● **Stated goal**:
Look for the string "styled" in every line, and copy each line that has it.

● **The input**:
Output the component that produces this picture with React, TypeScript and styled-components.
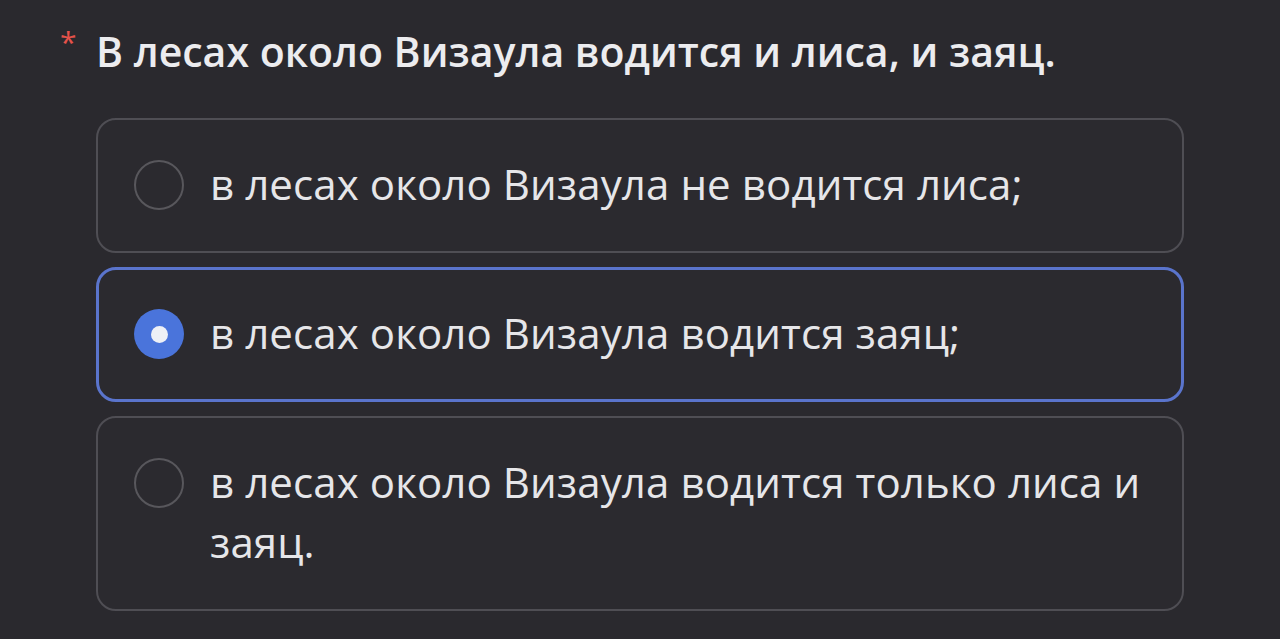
import React from "react";
import styled, { createGlobalStyle } from "styled-components";

const Global = createGlobalStyle`
  html, body { margin: 0; padding: 0; background: #2a292e; }
  body { font-family: "Open Sans", "Noto Sans", sans-serif; }
`;

const Page = styled.div`
  width: 1280px;
  height: 639px;
  background: #2a292e;
  box-sizing: border-box;
  padding: 23px 96px 0 60px;
  overflow: hidden;
`;

const Title = styled.div`
  display: flex;
  align-items: flex-start;
  gap: 16px;
  color: #ececef;
  font-size: 41px;
  font-weight: 600;
  line-height: 56px;
  letter-spacing: 0;
`;

const Star = styled.span`
  color: #e5524a;
  font-size: 30px;
  font-weight: 400;
  line-height: 30px;
  width: 20px;
  margin-top: 4px;
`;

const List = styled.div`
  margin-top: 39px;
  margin-left: 36px;
  display: flex;
  flex-direction: column;
  gap: 14px;
`;

const Card = styled.label<{ $active?: boolean }>`
  display: flex;
  align-items: flex-start;
  gap: 26px;
  box-sizing: border-box;
  width: 1088px;
  padding: ${(p) => (p.$active ? "33px 35px 36px" : "34px 36px 37px")};
  border: ${(p) => (p.$active ? "3px solid #5a74cc" : "2px solid #4f4e54")};
  border-radius: 20px;
  background: #2b2a2f;
`;

const Radio = styled.span<{ $checked?: boolean }>`
  flex: none;
  width: 50px;
  height: 50px;
  margin-top: 6px;
  border-radius: 50%;
  box-sizing: border-box;
  border: ${(p) => (p.$checked ? "none" : "2px solid #58575c")};
  background: ${(p) => (p.$checked ? "#4a74db" : "transparent")};
  display: flex;
  align-items: center;
  justify-content: center;
  &::after {
    content: "";
    display: ${(p) => (p.$checked ? "block" : "none")};
    width: 17px;
    height: 17px;
    border-radius: 50%;
    background: #eef0f6;
  }
`;

const OptionText = styled.span`
  color: #e6e6e9;
  font-size: 42px;
  line-height: 60px;
  letter-spacing: 0.1px;
`;

const options = [
  "в лесах около Визаула не водится лиса;",
  "в лесах около Визаула водится заяц;",
  "в лесах около Визаула водится только лиса и заяц.",
];

export default function App() {
  return (
    <Page>
      <Global />
      <Title>
        <Star>*</Star>
        <span>В лесах около Визаула водится и лиса, и заяц.</span>
      </Title>
      <List>
        {options.map((o, i) => (
          <Card key={i} $active={i === 1}>
            <Radio $checked={i === 1} />
            <OptionText>{o}</OptionText>
          </Card>
        ))}
      </List>
    </Page>
  );
}
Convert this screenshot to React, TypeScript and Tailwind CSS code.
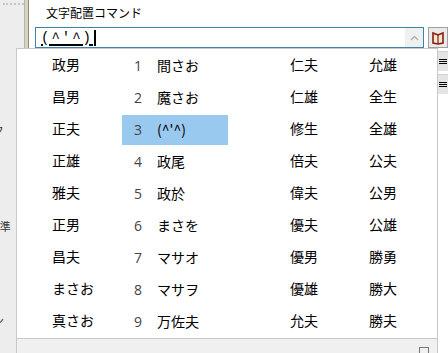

● **Right answer**:
Output the component that produces this picture with React, TypeScript and styled-components.
import styled, { createGlobalStyle } from "styled-components";
const Page = styled.div`
const Title = styled.div`
const Star = styled.span`
const List = styled.div`
const Card = styled.label<{ $active?: boolean }>`
const Radio = styled.span<{ $checked?: boolean }>`
const OptionText = styled.span`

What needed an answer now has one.